When the Battle of Britain and the London Blitz ended in late 1940, Britain’s Royal Air Force, the RAF, had overcome all the odds and held off the German Luftwaffe. Adolf Hitler had believed that the British would fold under heavy bombing, negotiate a peace treaty, and become his allies.  How wrong he was. About 3,000 young pilots, averaging 20 years of age, did battle daily over the Channel, outnumbered by 5 to 1 in both equipment and flyers. They were not all British; some of them were Polish, Czech, Belgian and French.  According to the RAF, 544 of them were killed in the Battle of Britain, and another 814 died later in the war. Winston Churchill famously summed up the Battle of Britain: “Never in the field of human conflict was so much owed by so many to so few.”  To this day, pilots who fought are referred to as “The Few.”

But the war was just beginning. It was necessary for Allied forces, soon including the United States, to knock out German infrastructure. The only maps available at the time were made for tourists. They showed roads, cities, railways and sightseeing destinations like castles and cathedrals. Bombers needed detailed maps to accomplish their missions of destroying armament factories and other strategic targets.
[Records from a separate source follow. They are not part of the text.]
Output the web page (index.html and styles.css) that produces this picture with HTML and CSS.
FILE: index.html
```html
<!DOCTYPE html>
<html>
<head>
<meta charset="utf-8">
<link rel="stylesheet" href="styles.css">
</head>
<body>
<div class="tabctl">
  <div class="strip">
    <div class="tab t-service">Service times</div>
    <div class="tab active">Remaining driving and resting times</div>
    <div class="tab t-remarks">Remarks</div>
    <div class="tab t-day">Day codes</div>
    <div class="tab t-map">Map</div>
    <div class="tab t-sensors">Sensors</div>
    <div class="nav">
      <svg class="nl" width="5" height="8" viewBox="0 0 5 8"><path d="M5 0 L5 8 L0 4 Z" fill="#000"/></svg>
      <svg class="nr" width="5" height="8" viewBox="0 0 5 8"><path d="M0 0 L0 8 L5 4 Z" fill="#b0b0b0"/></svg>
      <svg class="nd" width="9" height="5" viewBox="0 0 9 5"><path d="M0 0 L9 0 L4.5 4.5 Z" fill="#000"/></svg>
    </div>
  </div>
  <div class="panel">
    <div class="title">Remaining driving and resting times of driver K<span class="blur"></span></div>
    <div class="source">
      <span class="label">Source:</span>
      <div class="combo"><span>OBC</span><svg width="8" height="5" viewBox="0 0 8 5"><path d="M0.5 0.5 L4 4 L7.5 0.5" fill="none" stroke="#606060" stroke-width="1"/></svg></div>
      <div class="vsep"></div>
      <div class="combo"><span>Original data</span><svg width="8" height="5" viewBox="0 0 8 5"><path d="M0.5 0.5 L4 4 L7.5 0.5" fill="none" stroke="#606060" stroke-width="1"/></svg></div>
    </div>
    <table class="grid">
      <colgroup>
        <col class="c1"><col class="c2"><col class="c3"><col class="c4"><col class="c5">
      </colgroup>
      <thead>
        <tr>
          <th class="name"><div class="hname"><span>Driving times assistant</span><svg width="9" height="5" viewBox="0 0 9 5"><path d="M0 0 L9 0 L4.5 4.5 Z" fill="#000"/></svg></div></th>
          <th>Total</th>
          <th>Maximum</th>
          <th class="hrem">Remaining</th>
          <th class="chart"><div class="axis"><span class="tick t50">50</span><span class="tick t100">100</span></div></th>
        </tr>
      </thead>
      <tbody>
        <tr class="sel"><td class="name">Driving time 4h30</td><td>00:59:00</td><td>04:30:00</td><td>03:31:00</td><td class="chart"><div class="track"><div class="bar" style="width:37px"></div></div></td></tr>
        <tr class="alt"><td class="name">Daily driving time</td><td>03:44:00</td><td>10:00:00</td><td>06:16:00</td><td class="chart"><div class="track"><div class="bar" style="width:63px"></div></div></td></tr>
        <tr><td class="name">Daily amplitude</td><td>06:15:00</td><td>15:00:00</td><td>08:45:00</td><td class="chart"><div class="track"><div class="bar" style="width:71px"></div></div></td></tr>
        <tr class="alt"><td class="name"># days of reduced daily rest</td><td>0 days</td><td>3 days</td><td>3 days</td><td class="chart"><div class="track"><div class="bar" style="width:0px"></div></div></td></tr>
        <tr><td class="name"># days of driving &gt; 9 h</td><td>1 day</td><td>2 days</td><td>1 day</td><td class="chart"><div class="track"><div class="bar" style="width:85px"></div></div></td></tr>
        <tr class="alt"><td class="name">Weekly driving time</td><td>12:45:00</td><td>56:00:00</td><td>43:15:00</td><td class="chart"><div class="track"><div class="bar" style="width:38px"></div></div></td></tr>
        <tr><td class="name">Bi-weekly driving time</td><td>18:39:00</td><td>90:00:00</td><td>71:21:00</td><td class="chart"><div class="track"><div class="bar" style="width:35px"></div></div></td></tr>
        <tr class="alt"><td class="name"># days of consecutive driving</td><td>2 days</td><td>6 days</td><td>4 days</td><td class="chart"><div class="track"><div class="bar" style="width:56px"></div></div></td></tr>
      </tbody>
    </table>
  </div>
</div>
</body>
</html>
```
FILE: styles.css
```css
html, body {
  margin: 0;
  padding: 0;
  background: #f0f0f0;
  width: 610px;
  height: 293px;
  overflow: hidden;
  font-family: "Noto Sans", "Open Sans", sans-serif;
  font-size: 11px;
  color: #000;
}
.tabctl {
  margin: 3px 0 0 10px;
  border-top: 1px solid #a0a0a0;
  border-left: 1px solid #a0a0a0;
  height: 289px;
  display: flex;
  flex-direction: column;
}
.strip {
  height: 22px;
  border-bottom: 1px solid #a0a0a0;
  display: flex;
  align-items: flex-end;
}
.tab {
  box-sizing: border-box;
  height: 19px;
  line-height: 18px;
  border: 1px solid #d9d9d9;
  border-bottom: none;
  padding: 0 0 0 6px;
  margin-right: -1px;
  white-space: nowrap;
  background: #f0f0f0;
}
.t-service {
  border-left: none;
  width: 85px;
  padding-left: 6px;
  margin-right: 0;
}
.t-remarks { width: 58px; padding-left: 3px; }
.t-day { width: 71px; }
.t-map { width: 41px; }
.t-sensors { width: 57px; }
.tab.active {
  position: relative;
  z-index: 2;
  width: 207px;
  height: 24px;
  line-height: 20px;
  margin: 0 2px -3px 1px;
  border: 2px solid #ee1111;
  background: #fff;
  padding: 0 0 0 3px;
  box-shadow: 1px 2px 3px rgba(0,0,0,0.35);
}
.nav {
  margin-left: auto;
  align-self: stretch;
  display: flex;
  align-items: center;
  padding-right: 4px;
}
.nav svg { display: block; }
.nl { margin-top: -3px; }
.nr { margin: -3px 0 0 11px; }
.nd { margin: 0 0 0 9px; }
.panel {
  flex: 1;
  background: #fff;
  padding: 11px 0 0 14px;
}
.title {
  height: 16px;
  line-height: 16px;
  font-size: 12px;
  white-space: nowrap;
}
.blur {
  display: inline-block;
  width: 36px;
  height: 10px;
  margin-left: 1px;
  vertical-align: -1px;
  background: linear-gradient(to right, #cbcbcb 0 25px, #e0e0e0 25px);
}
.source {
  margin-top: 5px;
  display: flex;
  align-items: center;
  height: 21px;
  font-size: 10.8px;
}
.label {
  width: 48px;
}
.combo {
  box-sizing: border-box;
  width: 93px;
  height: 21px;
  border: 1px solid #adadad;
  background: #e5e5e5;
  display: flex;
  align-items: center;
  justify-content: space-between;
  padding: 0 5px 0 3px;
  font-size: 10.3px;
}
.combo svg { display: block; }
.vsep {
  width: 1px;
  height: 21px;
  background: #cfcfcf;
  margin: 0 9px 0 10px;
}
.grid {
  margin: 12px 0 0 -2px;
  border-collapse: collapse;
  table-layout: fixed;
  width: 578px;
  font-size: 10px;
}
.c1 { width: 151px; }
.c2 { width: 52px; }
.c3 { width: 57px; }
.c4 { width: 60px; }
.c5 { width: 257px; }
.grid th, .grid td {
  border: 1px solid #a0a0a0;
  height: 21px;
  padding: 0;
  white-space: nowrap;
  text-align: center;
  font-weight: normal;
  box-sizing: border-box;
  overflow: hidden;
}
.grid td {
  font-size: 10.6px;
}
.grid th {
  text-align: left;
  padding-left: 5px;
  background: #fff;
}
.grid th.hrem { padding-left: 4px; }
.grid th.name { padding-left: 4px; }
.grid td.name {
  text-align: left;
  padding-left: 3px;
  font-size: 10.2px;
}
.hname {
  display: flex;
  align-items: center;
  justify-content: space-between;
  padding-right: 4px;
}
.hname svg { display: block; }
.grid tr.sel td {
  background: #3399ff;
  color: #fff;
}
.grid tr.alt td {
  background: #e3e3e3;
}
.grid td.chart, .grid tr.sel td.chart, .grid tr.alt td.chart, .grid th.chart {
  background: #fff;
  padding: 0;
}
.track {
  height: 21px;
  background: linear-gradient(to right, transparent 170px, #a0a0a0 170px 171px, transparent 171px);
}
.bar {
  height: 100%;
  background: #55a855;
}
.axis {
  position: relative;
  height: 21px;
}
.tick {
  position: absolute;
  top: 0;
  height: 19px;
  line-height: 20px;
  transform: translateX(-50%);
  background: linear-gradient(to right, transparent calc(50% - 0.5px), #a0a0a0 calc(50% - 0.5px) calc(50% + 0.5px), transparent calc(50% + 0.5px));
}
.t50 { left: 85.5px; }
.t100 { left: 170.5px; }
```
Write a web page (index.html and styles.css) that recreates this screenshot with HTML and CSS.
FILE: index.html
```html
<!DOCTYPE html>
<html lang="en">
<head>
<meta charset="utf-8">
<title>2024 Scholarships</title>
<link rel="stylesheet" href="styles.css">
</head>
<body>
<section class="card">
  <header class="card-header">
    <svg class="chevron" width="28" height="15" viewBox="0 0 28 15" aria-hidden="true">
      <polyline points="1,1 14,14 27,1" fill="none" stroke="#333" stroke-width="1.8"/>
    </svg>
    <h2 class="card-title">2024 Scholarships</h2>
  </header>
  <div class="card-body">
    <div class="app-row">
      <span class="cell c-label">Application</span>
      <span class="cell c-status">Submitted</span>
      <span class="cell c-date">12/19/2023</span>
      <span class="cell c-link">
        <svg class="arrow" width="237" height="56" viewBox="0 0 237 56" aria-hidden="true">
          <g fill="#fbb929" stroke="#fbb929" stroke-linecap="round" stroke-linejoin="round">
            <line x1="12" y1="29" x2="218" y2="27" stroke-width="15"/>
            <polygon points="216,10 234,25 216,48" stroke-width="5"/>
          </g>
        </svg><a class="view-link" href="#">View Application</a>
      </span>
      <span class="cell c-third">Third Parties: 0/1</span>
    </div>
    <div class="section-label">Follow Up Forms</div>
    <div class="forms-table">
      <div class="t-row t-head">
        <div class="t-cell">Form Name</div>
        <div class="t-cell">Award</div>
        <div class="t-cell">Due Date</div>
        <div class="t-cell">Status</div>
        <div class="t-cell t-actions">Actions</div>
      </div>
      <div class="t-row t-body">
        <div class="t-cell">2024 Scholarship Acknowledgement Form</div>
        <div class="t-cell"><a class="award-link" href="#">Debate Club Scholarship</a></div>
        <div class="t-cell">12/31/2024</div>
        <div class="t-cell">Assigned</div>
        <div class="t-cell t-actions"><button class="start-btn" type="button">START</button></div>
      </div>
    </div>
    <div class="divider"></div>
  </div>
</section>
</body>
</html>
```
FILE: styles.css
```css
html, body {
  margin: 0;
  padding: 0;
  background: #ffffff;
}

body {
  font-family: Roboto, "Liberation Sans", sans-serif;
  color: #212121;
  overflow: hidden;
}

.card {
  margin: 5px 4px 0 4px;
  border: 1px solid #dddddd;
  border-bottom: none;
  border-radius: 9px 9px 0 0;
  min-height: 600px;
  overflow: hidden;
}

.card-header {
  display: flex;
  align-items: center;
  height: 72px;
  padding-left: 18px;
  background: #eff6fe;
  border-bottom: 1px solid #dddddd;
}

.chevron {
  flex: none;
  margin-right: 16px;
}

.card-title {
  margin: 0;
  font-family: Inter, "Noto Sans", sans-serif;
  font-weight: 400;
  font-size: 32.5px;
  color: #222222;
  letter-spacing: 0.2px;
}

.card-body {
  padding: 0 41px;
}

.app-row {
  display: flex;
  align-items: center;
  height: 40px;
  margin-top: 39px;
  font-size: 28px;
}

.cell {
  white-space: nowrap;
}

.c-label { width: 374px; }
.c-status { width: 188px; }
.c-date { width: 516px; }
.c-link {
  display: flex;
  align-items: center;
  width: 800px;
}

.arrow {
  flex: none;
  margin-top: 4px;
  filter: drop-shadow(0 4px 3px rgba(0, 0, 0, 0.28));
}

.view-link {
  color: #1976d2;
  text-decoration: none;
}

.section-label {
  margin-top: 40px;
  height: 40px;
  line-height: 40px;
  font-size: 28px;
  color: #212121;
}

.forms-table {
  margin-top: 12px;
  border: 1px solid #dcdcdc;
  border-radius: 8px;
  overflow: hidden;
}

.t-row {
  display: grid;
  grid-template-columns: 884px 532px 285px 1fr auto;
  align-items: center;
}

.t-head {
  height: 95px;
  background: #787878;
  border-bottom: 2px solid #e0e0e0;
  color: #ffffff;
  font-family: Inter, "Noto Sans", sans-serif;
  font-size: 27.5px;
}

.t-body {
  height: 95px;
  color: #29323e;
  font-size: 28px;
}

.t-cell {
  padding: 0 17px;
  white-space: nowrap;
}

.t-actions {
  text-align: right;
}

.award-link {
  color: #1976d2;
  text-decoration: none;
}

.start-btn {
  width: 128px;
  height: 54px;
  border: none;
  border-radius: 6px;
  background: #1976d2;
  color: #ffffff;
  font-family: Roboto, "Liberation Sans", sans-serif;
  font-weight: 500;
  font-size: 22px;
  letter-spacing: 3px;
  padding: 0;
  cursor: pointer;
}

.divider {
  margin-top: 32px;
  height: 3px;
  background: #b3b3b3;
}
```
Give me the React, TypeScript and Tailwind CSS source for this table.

Hughenden Manor became a secret command center for the vital mission of creating detailed maps for bomber pilots to use.  British Spitfires and later Mosquitos were dispatched across the Channel with automatic cameras in their gun bays.  Since the gun bays had no guns, the planes had no protection.  The pilots, as brave as any of The Few, flew thousands of surveillance missions over Germany. Over the course of the war, they took 36 million photos. The camera film was carried by courier to Hughenden Manor, where the 100 or so top-secret mapmakers went to work.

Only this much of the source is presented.